Freelance journalists are “frustrated” at the Twitter verification process which has left even well-established writers with large followings feeling like “second-class citizens”.
Twitter began rolling out its new verification system last summer, with journalists among those encouraged to apply for blue ticks on their profiles to allow the public to see that they are trustworthy sources of information.
But not everyone feels the rollout has been successful or fair and almost 80 freelance journalists have now added their names to a list of those who feel their applications have wrongly been rejected. Some staff journalists who have struggled to get a blue tick also feel Twitter’s policies have been applied inconsistently.
Lily Canter (pictured, right) and Emma Wilkinson (left), who run the Freelancing For Journalists podcast and Facebook group, have led the charge but are not yet satisfied with any answers they have seen given by Twitter.
Both have been working as journalists for around 20 years and have similar-sized Twitter followings. But although Canter was verified on her second attempt, Wilkinson has not yet been given a blue tick after four applications.

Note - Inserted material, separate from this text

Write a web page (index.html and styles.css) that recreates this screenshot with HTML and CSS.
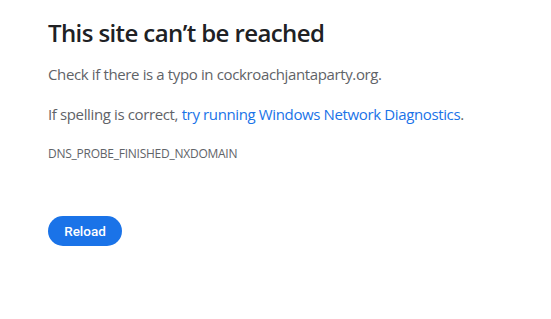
FILE: index.html
```html
<!DOCTYPE html>
<html>
<head>
<meta charset="utf-8">
<link rel="stylesheet" href="styles.css">
</head>
<body>
<div class="page">
  <h1 class="title">This site can’t be reached</h1>
  <p class="line first">Check if there is a typo in cockroachjantaparty.org.</p>
  <p class="line second">If spelling is correct, <a class="link" href="#">try running Windows Network Diagnostics</a>.</p>
  <div class="code">DNS_PROBE_FINISHED_NXDOMAIN</div>
  <button class="reload">Reload</button>
</div>
</body>
</html>
```
FILE: styles.css
```css
html, body { margin: 0; padding: 0; background: #fff; }
body { font-family: "Open Sans", "Noto Sans", sans-serif; color: #5f6368; }
.page { padding: 17px 0 0 48px; display: flex; flex-direction: column; align-items: flex-start; }
.title { margin: 0; font-size: 24px; font-weight: 600; color: #202124; line-height: 32px; letter-spacing: -0.6px; }
.line { margin: 0; font-size: 15px; line-height: 20px; letter-spacing: -0.37px; }
.first { margin-top: 15px; }
.second { margin-top: 20px; }
.link { color: #1a73e8; text-decoration: none; }
.code { margin-top: 22px; font-size: 12px; line-height: 16px; letter-spacing: -0.25px; color: #5f6368; }
.reload { margin-top: 54px; background: #1a73e8; color: #fff; border: none; border-radius: 16px; height: 30px; width: 74px; font-family: Roboto, sans-serif; font-size: 13.5px; font-weight: 500; padding: 0; }
```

Wilkinson, who specialises in health and medicine and frequently writes for specialist publications such as The BMJ, Lancet and Pulse, told Press Gazette: “Especially working in health journalism, the only thing that really annoys me is you see so much misinformation on Twitter, just so much, and you think hang on a minute – I’m doing really well researched in-depth, proper journalism, award-winning journalism that’s being published in really eminent publications and it would be nice if people would just immediately see that blue tick and trust that that’s what it is.”
She added that Twitter is the social platform where many figures in the medical field speak to each other and to journalists, but that being without a blue tick when staff journalists at the publications she works for have them makes her feel like a “second class citizen, like I’m not actually doing this job, like I’m just pretending at it”.
Wilkinson said: “I also use it a lot to find contacts, find stories, have conversations with people and I think that’s part of the reason why I’ve kept trying to chip away at this because I feel like the staff journalists who do the same job as me and working in that same space are verified and I somehow look second rate to that so it’s frustrating when that’s the platform through which you do a lot of your work and find a lot of your contacts.”
She noted that Twitter has a separate category for freelance journalists in the verification process so they “obviously believe this is a category that is important for verifying” for reasons of tackling misinformation and trust in news sources. “And yet, there is a massive flaw in how your system is working.”
Twitter says to be approved freelance journalists must have an active account provide three articles crediting them as the author from a verified news organisation within the past six months, as well as a photo of their Government-issued ID
They are also told it will help if verified websites or news articles reference their Twitter handle or registered email address – although many news outlets do not have this in their style for freelances.
Wilkinson has on more than one occasion been rejected because she was not “notable” enough. She said: “They want more proof that I’m notable but there’s no way – you can’t mention awards that you’ve won or anything else to do with your experience other than the articles that you’ve written.”
Canter, who writes money, health and lifestyle news and features for many specialist and national newspaper titles, said she was frustrated that the inconsistent approach made the whole concept seem arbitrary and called the system “irrational and opaque”.
She also questioned why some younger and more junior journalists had been verified while longer-established ones had not, and suggested Twitter may have a poorly functioning algorithm making the decisions rather than real people.
Asked why getting the blue tick was worth it, she said: “I do feel slightly more confident in some ways maybe even if it’s subconsciously. Sometimes I write stuff that might be slightly more edgy or a bit more controversial and I think on those slightly more difficult topics, I do feel a bit like people take me a bit more seriously because I’ve got that tick.
“But if anything, it’s more pride than anything else if I’m completely honest. It doesn’t make any difference to the amount of work I get or who will speak to me but I just feel like well, I am a genuine journalist so Twitter should recognise that.”
One of the freelance journalists, mostly from the UK but also the US, Germany and India, to sign the list was Georgina Fuller, who has been a journalist for more than 18 years and freelance writing for national newspapers and magazines for more than 12. She told Press Gazette she has twice applied to be verified on Twitter and been “resoundingly rejected even though I meet the basic criteria of having bylines in recognised media outlets in the last six months”.
Fuller said: “The battle over blue ticks and Twitter verification has been raging for years but I think it’s particularly frustrating for freelance journalists who rely on social media for work,” she said. “It’s our window, or shop front, to the world. If we’re pitching to a new commissioning editor, having a blue tick has got to help fast track the process.
“Most of the freelancers I know who have blue ticks got them while they were doing a staff job but the whole process seems completely random and arbitrary for long-term freelancers like me. Twitter needs to be more transparent in its selection process and provide details if it rejects an application.”
A Twitter spokesperson told Press Gazette: “We strive to be consistent in our verification decisions and will weigh every new application, regardless of who it comes from, based on our policy criteria. You’re welcome to reapply for verification after 30 days if you feel that your application should not have been rejected.”
They did not respond to questions asking for further guidance for journalists making applications or questioning whether a human or an algorithm was responsible for the decisions.